Running Events at Edinburgh’s Summer Festivals – First-hand Experiences

From a discussion at the September 2013 Beltane Twilight

Tips and insights from Beltane Network members who have organised a show at one of Edinburgh’s summer festivals (and who lived to tell the tale).


There are big leafleting companies that have display boxes all over the city of Edinburgh. However, broad coverage does not necessarily convert into an audience, so think before spending your money on this type of promotion. Intelligent, targeted communications sent to pertinent and specific interest organisations are more likely to be effective, and (your time aside) this approach is free.
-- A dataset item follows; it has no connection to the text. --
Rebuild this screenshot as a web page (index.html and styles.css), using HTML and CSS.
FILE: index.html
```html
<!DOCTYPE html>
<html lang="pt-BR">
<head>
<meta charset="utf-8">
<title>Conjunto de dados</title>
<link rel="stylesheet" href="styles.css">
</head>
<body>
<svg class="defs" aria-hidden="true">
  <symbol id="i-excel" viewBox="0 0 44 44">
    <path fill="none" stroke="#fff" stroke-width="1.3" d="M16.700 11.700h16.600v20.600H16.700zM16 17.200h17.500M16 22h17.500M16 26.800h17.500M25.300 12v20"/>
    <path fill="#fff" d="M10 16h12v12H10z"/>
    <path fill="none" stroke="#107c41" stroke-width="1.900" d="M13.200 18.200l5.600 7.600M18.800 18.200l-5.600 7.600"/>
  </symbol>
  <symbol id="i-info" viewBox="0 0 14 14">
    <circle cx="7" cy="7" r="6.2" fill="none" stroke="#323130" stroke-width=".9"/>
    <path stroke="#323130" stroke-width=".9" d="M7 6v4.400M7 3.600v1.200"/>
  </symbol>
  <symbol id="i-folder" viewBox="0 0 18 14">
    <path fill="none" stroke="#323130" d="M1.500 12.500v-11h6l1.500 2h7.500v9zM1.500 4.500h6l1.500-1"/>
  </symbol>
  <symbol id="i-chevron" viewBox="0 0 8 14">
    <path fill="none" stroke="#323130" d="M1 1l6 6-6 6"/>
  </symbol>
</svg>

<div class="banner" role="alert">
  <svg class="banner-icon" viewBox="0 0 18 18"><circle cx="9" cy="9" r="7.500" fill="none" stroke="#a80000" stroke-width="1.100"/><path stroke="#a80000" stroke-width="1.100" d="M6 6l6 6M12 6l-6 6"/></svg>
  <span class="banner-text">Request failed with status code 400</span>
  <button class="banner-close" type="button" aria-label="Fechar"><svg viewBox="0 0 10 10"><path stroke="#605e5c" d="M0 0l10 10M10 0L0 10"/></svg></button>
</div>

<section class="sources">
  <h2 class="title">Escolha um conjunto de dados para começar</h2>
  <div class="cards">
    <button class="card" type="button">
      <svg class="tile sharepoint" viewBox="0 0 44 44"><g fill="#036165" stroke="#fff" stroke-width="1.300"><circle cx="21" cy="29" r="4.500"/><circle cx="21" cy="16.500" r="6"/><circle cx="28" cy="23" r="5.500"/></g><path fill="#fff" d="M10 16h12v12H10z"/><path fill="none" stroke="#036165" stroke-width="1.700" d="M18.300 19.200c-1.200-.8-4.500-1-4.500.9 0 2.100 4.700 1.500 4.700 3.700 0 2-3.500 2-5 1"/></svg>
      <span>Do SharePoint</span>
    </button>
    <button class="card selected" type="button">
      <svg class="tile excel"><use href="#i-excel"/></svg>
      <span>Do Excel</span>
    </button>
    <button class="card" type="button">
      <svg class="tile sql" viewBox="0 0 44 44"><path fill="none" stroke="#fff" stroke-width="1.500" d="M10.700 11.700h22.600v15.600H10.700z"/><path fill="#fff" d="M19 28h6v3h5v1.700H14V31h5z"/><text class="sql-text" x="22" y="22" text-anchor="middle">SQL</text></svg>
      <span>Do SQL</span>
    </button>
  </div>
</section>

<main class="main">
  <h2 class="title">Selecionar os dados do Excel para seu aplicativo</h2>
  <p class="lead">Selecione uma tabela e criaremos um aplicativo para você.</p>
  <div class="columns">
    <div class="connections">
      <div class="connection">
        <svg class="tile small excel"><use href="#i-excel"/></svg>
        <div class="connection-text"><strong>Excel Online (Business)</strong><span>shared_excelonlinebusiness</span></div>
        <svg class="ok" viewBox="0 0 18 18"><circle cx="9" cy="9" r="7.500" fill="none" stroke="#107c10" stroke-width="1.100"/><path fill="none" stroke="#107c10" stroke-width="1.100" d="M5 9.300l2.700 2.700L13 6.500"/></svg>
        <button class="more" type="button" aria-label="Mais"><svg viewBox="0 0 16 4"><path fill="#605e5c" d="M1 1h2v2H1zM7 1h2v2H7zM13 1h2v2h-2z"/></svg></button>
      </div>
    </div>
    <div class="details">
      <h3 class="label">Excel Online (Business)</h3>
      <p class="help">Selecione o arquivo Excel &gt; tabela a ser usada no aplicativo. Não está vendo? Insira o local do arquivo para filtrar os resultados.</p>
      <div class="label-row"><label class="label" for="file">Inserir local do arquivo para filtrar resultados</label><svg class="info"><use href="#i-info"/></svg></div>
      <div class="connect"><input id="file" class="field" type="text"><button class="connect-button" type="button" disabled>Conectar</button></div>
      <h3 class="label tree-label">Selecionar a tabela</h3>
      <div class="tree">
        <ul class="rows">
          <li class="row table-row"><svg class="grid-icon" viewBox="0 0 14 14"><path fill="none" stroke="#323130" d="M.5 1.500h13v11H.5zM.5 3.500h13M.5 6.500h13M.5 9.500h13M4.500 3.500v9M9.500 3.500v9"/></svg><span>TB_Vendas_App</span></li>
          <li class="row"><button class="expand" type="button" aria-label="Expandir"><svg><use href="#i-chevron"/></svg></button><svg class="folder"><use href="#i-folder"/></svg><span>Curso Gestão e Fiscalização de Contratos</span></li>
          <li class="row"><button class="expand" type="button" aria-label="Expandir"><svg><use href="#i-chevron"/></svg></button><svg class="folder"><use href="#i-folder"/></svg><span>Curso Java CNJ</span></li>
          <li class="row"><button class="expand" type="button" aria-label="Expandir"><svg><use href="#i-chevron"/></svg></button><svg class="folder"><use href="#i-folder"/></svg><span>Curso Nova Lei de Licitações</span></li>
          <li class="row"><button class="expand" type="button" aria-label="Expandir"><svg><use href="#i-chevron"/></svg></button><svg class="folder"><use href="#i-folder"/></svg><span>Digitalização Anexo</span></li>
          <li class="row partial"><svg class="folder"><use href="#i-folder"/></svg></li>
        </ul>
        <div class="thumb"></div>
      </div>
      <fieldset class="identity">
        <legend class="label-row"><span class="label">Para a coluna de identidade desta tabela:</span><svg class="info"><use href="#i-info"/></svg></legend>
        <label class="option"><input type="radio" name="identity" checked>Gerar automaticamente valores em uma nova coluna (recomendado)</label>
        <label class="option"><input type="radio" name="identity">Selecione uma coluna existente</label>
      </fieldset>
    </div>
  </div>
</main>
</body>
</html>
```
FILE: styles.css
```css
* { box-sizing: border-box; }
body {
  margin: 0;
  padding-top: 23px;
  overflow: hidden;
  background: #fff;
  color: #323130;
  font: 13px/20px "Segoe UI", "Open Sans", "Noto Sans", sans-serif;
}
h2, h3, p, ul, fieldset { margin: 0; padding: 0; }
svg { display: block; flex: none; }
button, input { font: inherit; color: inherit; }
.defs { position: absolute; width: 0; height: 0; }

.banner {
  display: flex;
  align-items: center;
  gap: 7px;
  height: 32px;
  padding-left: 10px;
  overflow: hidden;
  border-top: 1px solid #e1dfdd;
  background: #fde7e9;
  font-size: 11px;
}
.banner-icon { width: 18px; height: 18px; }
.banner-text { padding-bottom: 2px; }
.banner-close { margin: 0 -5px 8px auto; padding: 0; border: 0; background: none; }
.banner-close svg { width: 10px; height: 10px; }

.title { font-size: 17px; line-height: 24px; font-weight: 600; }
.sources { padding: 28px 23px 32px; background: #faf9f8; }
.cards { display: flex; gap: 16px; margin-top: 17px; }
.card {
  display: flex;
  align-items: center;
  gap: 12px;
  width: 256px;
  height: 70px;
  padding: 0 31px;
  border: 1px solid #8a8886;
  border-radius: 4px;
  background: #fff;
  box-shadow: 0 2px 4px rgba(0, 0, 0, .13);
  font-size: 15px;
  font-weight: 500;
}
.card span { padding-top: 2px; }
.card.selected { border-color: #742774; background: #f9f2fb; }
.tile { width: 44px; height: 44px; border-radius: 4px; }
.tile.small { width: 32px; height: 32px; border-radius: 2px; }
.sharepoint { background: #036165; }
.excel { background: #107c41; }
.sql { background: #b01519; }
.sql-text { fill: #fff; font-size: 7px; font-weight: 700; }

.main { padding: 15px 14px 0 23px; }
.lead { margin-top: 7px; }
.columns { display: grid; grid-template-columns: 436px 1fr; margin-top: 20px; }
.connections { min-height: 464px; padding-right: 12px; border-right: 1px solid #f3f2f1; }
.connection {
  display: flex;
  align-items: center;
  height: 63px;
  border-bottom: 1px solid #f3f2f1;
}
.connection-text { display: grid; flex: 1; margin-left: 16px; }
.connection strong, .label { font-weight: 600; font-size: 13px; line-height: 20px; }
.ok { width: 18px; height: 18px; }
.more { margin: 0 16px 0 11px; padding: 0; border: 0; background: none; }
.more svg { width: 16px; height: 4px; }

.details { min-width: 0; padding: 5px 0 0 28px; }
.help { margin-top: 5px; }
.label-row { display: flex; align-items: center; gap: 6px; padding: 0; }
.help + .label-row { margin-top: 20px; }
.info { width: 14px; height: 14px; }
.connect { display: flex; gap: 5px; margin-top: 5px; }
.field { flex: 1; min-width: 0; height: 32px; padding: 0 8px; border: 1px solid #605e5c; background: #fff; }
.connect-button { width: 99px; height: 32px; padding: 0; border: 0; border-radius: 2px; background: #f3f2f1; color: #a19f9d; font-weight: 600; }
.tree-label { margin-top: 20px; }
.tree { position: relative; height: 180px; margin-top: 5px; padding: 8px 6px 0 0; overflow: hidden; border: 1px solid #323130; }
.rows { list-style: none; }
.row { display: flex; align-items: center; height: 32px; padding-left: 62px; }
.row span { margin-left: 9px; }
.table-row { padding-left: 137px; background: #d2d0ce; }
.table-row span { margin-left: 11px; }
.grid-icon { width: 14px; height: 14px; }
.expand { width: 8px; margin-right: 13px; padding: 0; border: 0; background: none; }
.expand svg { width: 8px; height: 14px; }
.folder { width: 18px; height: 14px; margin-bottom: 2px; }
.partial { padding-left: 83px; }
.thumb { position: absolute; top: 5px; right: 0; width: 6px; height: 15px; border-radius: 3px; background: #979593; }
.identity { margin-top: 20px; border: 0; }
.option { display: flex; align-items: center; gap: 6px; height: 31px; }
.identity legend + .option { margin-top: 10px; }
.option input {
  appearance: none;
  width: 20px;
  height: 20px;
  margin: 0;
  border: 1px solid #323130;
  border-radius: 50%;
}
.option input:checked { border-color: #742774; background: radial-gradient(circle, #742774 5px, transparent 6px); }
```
Working with large, corporate festivals

If your event is part of something like the Edinburgh International Book Festival, you are pretty much guaranteed a good turnout on the day. An organisation like the Book Festival also worries about the organisation for you, making your own experience pretty stress-free. However, there are disadvantages to working with the more corporate festivals:

  • Your audience may be big, but it’s probably not diverse – expect to get mainly the ‘chattering classes’
  • When you get rid of the responsibility, you also get rid of the control – your final event may not be quite what you envisaged
  • You will have to pay for the organisation to do the work on your behalf – usually hundreds, if not thousands, of pounds

Don’t automatically be put off by the money aspect of larger festivals, though. If you take into account the cost of your own time, paying someone else to do the work for you could turn out to be fairly good value-for-money.
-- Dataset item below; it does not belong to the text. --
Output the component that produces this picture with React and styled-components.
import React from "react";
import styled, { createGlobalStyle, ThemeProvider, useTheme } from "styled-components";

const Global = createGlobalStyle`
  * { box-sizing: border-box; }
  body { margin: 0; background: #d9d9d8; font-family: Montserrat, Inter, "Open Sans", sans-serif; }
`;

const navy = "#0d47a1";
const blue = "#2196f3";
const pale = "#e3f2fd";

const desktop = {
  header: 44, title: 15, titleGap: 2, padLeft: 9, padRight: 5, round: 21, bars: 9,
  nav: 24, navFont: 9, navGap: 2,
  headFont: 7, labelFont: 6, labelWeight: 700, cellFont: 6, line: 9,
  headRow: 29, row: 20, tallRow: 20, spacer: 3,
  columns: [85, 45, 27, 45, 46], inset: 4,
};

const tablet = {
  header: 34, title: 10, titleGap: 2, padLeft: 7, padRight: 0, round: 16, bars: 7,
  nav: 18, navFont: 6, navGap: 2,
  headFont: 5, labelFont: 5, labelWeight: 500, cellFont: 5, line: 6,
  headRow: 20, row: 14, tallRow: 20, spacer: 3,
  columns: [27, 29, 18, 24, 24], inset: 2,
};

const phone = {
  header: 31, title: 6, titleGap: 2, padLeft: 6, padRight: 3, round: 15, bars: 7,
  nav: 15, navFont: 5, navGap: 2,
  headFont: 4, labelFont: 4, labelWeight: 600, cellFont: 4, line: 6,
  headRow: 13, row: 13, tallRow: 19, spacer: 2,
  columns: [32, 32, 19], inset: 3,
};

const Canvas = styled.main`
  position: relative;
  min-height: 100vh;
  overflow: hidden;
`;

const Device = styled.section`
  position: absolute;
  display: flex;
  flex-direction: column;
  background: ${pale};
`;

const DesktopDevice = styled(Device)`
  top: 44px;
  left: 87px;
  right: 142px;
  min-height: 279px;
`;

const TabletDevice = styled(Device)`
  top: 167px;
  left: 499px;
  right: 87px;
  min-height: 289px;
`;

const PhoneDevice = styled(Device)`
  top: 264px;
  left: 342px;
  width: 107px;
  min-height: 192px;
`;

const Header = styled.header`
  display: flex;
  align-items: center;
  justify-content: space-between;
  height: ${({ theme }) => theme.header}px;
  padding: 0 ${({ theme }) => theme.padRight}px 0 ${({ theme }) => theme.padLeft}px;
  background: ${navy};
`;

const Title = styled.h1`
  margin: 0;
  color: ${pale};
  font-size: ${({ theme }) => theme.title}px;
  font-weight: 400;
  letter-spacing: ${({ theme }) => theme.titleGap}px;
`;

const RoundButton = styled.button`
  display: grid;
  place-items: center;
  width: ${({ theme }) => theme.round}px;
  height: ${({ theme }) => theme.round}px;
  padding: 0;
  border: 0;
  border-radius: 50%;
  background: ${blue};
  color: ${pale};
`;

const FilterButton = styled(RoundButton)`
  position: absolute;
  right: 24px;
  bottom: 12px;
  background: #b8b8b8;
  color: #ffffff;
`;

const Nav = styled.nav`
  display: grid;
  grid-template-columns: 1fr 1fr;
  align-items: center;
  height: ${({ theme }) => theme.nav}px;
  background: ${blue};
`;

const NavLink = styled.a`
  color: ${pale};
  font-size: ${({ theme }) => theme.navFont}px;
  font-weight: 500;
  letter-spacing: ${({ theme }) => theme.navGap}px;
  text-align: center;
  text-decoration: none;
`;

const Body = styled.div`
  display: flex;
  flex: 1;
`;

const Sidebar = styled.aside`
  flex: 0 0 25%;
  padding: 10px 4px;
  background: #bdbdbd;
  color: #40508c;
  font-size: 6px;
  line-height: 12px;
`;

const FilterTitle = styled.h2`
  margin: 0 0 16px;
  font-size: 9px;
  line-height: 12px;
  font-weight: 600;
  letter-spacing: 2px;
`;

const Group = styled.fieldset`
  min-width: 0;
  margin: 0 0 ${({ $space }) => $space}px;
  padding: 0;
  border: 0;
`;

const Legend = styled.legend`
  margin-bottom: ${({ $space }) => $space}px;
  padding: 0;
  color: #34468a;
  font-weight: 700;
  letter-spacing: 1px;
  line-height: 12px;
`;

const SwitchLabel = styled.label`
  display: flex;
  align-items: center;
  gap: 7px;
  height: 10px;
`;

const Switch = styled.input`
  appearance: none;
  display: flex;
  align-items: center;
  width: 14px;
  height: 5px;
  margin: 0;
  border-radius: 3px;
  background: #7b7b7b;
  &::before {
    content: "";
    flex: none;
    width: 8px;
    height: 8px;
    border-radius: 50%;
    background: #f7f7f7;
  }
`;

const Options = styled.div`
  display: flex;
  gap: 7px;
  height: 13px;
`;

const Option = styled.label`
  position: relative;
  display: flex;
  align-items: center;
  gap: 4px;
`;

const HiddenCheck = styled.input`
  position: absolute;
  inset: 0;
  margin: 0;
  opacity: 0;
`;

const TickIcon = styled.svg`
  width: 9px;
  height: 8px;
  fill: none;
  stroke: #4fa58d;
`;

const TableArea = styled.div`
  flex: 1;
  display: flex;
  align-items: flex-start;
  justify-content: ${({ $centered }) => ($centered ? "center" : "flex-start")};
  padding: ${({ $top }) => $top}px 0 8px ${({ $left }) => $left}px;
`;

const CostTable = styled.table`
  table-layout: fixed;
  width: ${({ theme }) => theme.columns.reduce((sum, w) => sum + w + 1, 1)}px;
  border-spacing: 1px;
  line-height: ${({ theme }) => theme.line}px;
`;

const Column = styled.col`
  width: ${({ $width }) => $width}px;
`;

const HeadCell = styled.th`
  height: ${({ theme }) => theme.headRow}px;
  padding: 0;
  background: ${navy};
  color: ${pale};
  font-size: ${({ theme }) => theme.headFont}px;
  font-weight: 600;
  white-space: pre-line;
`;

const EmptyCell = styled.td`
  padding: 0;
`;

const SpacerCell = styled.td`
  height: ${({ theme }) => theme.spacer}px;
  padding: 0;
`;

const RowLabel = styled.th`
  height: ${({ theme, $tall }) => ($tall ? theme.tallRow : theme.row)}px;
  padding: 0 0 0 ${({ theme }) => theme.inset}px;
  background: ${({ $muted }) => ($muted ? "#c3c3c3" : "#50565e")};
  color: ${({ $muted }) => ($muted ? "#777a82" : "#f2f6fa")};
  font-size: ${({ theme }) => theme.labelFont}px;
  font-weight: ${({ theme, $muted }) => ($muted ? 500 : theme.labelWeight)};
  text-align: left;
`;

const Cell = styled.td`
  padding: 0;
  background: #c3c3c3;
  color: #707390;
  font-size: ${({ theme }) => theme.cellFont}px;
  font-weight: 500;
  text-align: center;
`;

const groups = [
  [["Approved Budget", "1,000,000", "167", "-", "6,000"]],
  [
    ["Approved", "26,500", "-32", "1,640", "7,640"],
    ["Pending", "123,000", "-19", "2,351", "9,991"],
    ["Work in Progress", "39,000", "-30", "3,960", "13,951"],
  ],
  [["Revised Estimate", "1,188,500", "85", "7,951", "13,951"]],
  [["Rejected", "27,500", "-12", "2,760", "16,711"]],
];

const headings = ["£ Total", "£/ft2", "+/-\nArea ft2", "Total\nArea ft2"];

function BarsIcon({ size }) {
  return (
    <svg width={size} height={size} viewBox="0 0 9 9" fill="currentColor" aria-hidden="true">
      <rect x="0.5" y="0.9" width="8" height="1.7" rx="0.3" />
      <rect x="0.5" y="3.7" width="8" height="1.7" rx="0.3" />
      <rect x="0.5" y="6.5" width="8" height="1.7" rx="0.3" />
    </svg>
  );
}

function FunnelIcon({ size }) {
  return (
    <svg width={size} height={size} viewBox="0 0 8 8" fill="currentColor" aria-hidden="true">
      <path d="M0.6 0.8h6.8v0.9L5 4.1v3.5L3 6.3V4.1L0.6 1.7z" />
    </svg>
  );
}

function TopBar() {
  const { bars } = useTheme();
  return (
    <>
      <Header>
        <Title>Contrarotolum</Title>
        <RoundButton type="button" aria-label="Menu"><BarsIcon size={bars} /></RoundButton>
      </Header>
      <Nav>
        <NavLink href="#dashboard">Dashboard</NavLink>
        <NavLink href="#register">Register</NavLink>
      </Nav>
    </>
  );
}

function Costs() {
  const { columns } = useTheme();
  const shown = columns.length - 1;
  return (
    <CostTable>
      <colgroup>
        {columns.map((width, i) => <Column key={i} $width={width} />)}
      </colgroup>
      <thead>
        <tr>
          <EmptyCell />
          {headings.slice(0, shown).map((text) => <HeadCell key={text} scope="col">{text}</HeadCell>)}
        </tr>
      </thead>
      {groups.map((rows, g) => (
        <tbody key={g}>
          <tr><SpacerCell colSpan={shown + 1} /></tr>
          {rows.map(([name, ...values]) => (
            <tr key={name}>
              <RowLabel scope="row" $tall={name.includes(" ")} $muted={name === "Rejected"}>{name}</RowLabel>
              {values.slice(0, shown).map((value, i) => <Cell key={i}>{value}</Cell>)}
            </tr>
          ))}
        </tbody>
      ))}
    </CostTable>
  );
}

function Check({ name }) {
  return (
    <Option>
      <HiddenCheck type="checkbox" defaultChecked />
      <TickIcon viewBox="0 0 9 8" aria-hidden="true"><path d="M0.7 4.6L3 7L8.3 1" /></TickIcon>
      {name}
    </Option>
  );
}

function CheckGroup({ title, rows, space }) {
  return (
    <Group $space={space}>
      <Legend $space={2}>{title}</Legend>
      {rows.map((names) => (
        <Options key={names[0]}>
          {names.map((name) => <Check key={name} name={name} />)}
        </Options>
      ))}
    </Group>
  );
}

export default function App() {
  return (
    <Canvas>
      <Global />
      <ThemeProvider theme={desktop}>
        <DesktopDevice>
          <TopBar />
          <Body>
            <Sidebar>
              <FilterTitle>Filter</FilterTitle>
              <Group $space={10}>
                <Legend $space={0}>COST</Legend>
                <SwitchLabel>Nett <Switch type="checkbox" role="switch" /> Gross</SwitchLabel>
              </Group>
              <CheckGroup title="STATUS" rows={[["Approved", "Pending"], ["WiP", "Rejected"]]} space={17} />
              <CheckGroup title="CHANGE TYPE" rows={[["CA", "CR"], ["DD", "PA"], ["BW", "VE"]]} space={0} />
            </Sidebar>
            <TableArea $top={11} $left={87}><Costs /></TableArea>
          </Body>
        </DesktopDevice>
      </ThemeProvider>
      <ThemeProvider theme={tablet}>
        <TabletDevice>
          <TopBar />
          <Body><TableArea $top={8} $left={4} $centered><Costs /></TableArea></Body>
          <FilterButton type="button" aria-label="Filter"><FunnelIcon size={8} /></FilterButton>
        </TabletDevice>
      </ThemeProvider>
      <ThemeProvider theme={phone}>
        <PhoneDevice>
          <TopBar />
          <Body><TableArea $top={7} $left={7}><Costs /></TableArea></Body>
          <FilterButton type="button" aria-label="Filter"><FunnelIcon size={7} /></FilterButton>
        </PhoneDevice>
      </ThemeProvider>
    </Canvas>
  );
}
Don’t dismiss the smaller festivals

Working with smaller festivals usually means you have to do a lot more work yourself, but you won’t have to pay the festival nearly as much to be part of it. Some small festivals, like the Just Festival, are relatively niche but have a loyal following, meaning you can still get good audience numbers. You may get a somewhat more diverse audience at a smaller festival (but don’t expect miracles).

Get your copy right

If your title and show description are dull, no amount of marketing can compensate. Spend time making your title appealing (i.e. meaningful, provocative and SHORT), and make sure your description is punchy and exciting. Read your advert back – would you go? If not, start again, it’s worth it – get this bit right and your show will sell itself.

Time it right

Even if your event is not officially part of a festival, try and time showpiece occasions so that they coincide with a festival on a related theme. For example, if you’re organising a major university event which has a historical slant, hold it in late November when Scotland’s History Festival is on. With clever use of social media and the like, you’ll be able to cross-promote to a ready-made audience.

Partner up

Working on an event in partnership with another organisation gives you access to all their contacts and resources. We know of someone who organised an event in partnership with a theatre company and, as a result, their event was promoted to that company’s theatrical contacts and the company’s flyering team promoted the show on Edinburgh’s Royal Mile. The event organiser could not have got this exposure working on her own.

As well as exposure, partnering up is a chance to access expertise. If you’ve never put on a show at a particular festival before, try and work with someone who has been through the process already; this is especially important for the less genteel festivals (e.g. the Edinburgh Fringe).

Remember that festival audiences are different from usual

The audience you’ll get in Edinburgh over the summer is not the usual audience you’d get in Edinburgh. This can work to your advantage: you’ll get people from a broader geographic area, and people who wouldn’t usually be that interested in your show may come just to fill a gap in their day of festival-ing (and end up being glad they did).

Do remember, though, that while there are more people in Edinburgh in the summer, your competition for an audience will be at an all-time high, so don’t be despondent if your audience is smaller than you’re used to.

Why are you doing it?

“Why?” is a question howled by many in Edinburgh in August. Seriously, though, think why you’re doing what you’re doing. Putting on a whole Fringe run sounds like great fun, but will it really help you meet your engagement aims better than doing a one-off show? Be sure you are using your time and energy wisely.